— Begin —

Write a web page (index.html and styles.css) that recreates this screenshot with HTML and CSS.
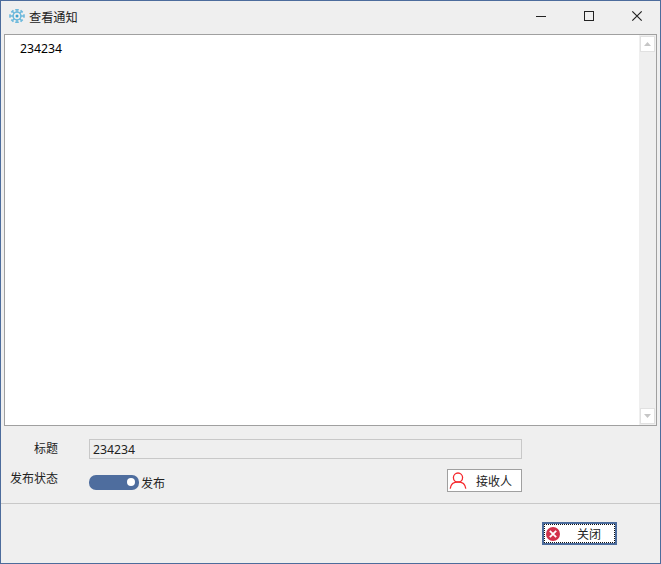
FILE: index.html
```html
<!DOCTYPE html>
<html lang="zh-CN">
<head>
<meta charset="utf-8">
<title>查看通知</title>
<link rel="stylesheet" href="styles.css">
</head>
<body>
<div class="window">
  <header class="titlebar">
    <svg class="app-icon" width="16" height="16" viewBox="0 0 16 16" fill="none" stroke="#6db9dc">
      <path d="M8 1.5v3M8 11.5v3M.8 8h3.7M11.5 8h3.7M3.2 3.2l2.2 2.2M10.6 10.6l2.2 2.2M12.8 3.2l-2.2 2.2M5.4 10.6l-2.2 2.2" stroke-width="1.5"/>
      <circle cx="8" cy="8" r="3.9" stroke-width="1.5"/>
      <circle cx="8" cy="8" r="1.5" fill="#3fa3cf" stroke="none"/>
      <path d="M6.2 1.7h3.6M6.2 14.3h3.6M1 6.3v3.4M15 6.3v3.4M2.3 4.4l2.1-2.1M11.6 2.3l2.1 2.1M2.3 11.6l2.1 2.1M11.6 13.7l2.1-2.1" stroke-width="1.5"/>
    </svg>
    <h1 class="title">查看通知</h1>
    <div class="controls">
      <svg width="12" height="12" viewBox="0 0 12 12"><path d="M1 6.5h10"/></svg>
      <svg width="12" height="12" viewBox="0 0 12 12" shape-rendering="crispEdges"><path d="M1.5 1.5h9v9h-9z"/></svg>
      <svg width="12" height="12" viewBox="0 0 12 12"><path d="M1.3 1.3l9.4 9.4M10.7 1.3l-9.4 9.4" stroke-width="1.2"/></svg>
    </div>
  </header>
  <main class="editor">
    <div class="content">234234</div>
    <div class="scrollbar">
      <div class="arrow"><svg width="7" height="4" viewBox="0 0 7 4"><path d="M0 4L3.5 0L7 4z"/></svg></div>
      <div class="arrow"><svg width="7" height="4" viewBox="0 0 7 4"><path d="M0 0L3.5 4L7 0z"/></svg></div>
    </div>
  </main>
  <section class="form">
    <div class="row">
      <span class="label">标题</span>
      <div class="field">234234</div>
    </div>
    <div class="row status">
      <span class="label">发布状态</span>
      <div class="toggle"><span class="knob"></span></div>
      <span class="state">发布</span>
      <div class="button receiver">
        <svg width="18" height="18" viewBox="0 0 18 18" fill="none" stroke="#f5282d" stroke-width="1.3"><circle cx="9" cy="5.6" r="4.6"/><path d="M1.2 16.7C1.7 12.5 4.8 9.9 9 9.9s7.3 2.6 7.8 6.8"/></svg>
        <span>接收人</span>
      </div>
    </div>
  </section>
  <footer class="footer">
    <div class="button close">
      <svg width="14" height="14" viewBox="0 0 14 14"><circle cx="7" cy="7" r="7" fill="#d2314a"/><path d="M3.8 3.8l6.4 6.4M10.2 3.8l-6.4 6.4" stroke="#fff" stroke-width="1.8"/></svg>
      <span>关闭</span>
    </div>
  </footer>
</div>
</body>
</html>
```
FILE: styles.css
```css
* { box-sizing: border-box; }
body {
  margin: 0;
  font: 12px/16px "Noto Sans CJK SC", sans-serif;
  color: #222;
}
svg { display: block; flex: none; }
.window {
  width: 661px;
  height: 564px;
  display: flex;
  flex-direction: column;
  background: #efefef;
  border: 1px solid #4c6c9c;
}
.titlebar {
  height: 33px;
  flex: none;
  display: flex;
  align-items: flex-start;
  padding: 7px 17px 0 8px;
}
.title { margin: 1px 0 0 4px; font-size: 12.2px; font-weight: 400; }
.controls { display: flex; gap: 36px; margin: 2px 0 0 auto; }
.controls path { fill: none; stroke: #222; }
.editor {
  height: 392px;
  flex: none;
  display: flex;
  margin: 0 3px;
  background: #fff;
  border: 1px solid #a0a0a0;
}
.content {
  flex: 1;
  padding: 5px 15px;
  color: #000;
  font: 12.25px/17px "Noto Sans", sans-serif;
}
.scrollbar {
  width: 17px;
  padding: 1px;
  display: flex;
  flex-direction: column;
  justify-content: space-between;
  background: #efefef;
}
.arrow {
  height: 16px;
  padding-bottom: 1px;
  display: grid;
  place-items: center;
  background: #fff;
  border: 1px solid #e1e1e1;
}
.arrow path { fill: #c6c6c6; }
.form { height: 77px; flex: none; padding-top: 13px; }
.row { display: flex; align-items: flex-start; }
.label { width: 57px; margin-right: 31px; padding-top: 1px; text-align: right; }
.field {
  width: 433px;
  height: 20px;
  padding: 1px 3px;
  border: 1px solid #c8c8c8;
  font: 12.25px/17px "Noto Sans", sans-serif;
}
.status { margin-top: 10px; }
.toggle {
  width: 50px;
  height: 15px;
  margin-top: 6px;
  padding: 0 4px 1px;
  display: flex;
  align-items: center;
  justify-content: flex-end;
  border-radius: 7px;
  background: #4e6d9e;
}
.knob { width: 8px; height: 8px; border-radius: 50%; background: #fff; }
.state { margin: 6px 0 0 2px; }
.button {
  width: 75px;
  height: 23px;
  display: flex;
  align-items: center;
  background: #fff;
}
.receiver { margin-left: 282px; padding-left: 1px; border: 1px solid #a0a0a0; }
.receiver span { margin-left: 9px; }
.footer {
  flex: 1;
  display: flex;
  justify-content: flex-end;
  padding: 18px 43px 0 0;
  border-top: 1px solid #c8c8c8;
}
.close {
  border: 2px solid #4c6c9c;
  outline: 1px dotted #111;
  outline-offset: -3px;
  padding-left: 2px;
}
.close span { margin-left: 17px; }
```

— End —

**Aim:**
Transcribe all the lines above exactly, apart from the pictures.

**Task answer:**
Write a web page (index.html and styles.css) that recreates this screenshot with HTML and CSS.
FILE: index.html
```html
<!DOCTYPE html>
<html lang="zh-CN">
<head>
<meta charset="utf-8">
<title>查看通知</title>
<link rel="stylesheet" href="styles.css">
</head>
<body>
<div class="window">
  <header class="titlebar">
    <svg class="app-icon" width="16" height="16" viewBox="0 0 16 16" fill="none" stroke="#6db9dc">
      <path d="M8 1.5v3M8 11.5v3M.8 8h3.7M11.5 8h3.7M3.2 3.2l2.2 2.2M10.6 10.6l2.2 2.2M12.8 3.2l-2.2 2.2M5.4 10.6l-2.2 2.2" stroke-width="1.5"/>
      <circle cx="8" cy="8" r="3.9" stroke-width="1.5"/>
      <circle cx="8" cy="8" r="1.5" fill="#3fa3cf" stroke="none"/>
      <path d="M6.2 1.7h3.6M6.2 14.3h3.6M1 6.3v3.4M15 6.3v3.4M2.3 4.4l2.1-2.1M11.6 2.3l2.1 2.1M2.3 11.6l2.1 2.1M11.6 13.7l2.1-2.1" stroke-width="1.5"/>
    </svg>
    <h1 class="title">查看通知</h1>
    <div class="controls">
      <svg width="12" height="12" viewBox="0 0 12 12"><path d="M1 6.5h10"/></svg>
      <svg width="12" height="12" viewBox="0 0 12 12" shape-rendering="crispEdges"><path d="M1.5 1.5h9v9h-9z"/></svg>
      <svg width="12" height="12" viewBox="0 0 12 12"><path d="M1.3 1.3l9.4 9.4M10.7 1.3l-9.4 9.4" stroke-width="1.2"/></svg>
    </div>
  </header>
  <main class="editor">
    <div class="content">234234</div>
    <div class="scrollbar">
      <div class="arrow"><svg width="7" height="4" viewBox="0 0 7 4"><path d="M0 4L3.5 0L7 4z"/></svg></div>
      <div class="arrow"><svg width="7" height="4" viewBox="0 0 7 4"><path d="M0 0L3.5 4L7 0z"/></svg></div>
    </div>
  </main>
  <section class="form">
    <div class="row">
      <span class="label">标题</span>
      <div class="field">234234</div>
    </div>
    <div class="row status">
      <span class="label">发布状态</span>
      <div class="toggle"><span class="knob"></span></div>
      <span class="state">发布</span>
      <div class="button receiver">
        <svg width="18" height="18" viewBox="0 0 18 18" fill="none" stroke="#f5282d" stroke-width="1.3"><circle cx="9" cy="5.6" r="4.6"/><path d="M1.2 16.7C1.7 12.5 4.8 9.9 9 9.9s7.3 2.6 7.8 6.8"/></svg>
        <span>接收人</span>
      </div>
    </div>
  </section>
  <footer class="footer">
    <div class="button close">
      <svg width="14" height="14" viewBox="0 0 14 14"><circle cx="7" cy="7" r="7" fill="#d2314a"/><path d="M3.8 3.8l6.4 6.4M10.2 3.8l-6.4 6.4" stroke="#fff" stroke-width="1.8"/></svg>
      <span>关闭</span>
    </div>
  </footer>
</div>
</body>
</html>
```
FILE: styles.css
```css
* { box-sizing: border-box; }
body {
  margin: 0;
  font: 12px/16px "Noto Sans CJK SC", sans-serif;
  color: #222;
}
svg { display: block; flex: none; }
.window {
  width: 661px;
  height: 564px;
  display: flex;
  flex-direction: column;
  background: #efefef;
  border: 1px solid #4c6c9c;
}
.titlebar {
  height: 33px;
  flex: none;
  display: flex;
  align-items: flex-start;
  padding: 7px 17px 0 8px;
}
.title { margin: 1px 0 0 4px; font-size: 12.2px; font-weight: 400; }
.controls { display: flex; gap: 36px; margin: 2px 0 0 auto; }
.controls path { fill: none; stroke: #222; }
.editor {
  height: 392px;
  flex: none;
  display: flex;
  margin: 0 3px;
  background: #fff;
  border: 1px solid #a0a0a0;
}
.content {
  flex: 1;
  padding: 5px 15px;
  color: #000;
  font: 12.25px/17px "Noto Sans", sans-serif;
}
.scrollbar {
  width: 17px;
  padding: 1px;
  display: flex;
  flex-direction: column;
  justify-content: space-between;
  background: #efefef;
}
.arrow {
  height: 16px;
  padding-bottom: 1px;
  display: grid;
  place-items: center;
  background: #fff;
  border: 1px solid #e1e1e1;
}
.arrow path { fill: #c6c6c6; }
.form { height: 77px; flex: none; padding-top: 13px; }
.row { display: flex; align-items: flex-start; }
.label { width: 57px; margin-right: 31px; padding-top: 1px; text-align: right; }
.field {
  width: 433px;
  height: 20px;
  padding: 1px 3px;
  border: 1px solid #c8c8c8;
  font: 12.25px/17px "Noto Sans", sans-serif;
}
.status { margin-top: 10px; }
.toggle {
  width: 50px;
  height: 15px;
  margin-top: 6px;
  padding: 0 4px 1px;
  display: flex;
  align-items: center;
  justify-content: flex-end;
  border-radius: 7px;
  background: #4e6d9e;
}
.knob { width: 8px; height: 8px; border-radius: 50%; background: #fff; }
.state { margin: 6px 0 0 2px; }
.button {
  width: 75px;
  height: 23px;
  display: flex;
  align-items: center;
  background: #fff;
}
.receiver { margin-left: 282px; padding-left: 1px; border: 1px solid #a0a0a0; }
.receiver span { margin-left: 9px; }
.footer {
  flex: 1;
  display: flex;
  justify-content: flex-end;
  padding: 18px 43px 0 0;
  border-top: 1px solid #c8c8c8;
}
.close {
  border: 2px solid #4c6c9c;
  outline: 1px dotted #111;
  outline-offset: -3px;
  padding-left: 2px;
}
.close span { margin-left: 17px; }
```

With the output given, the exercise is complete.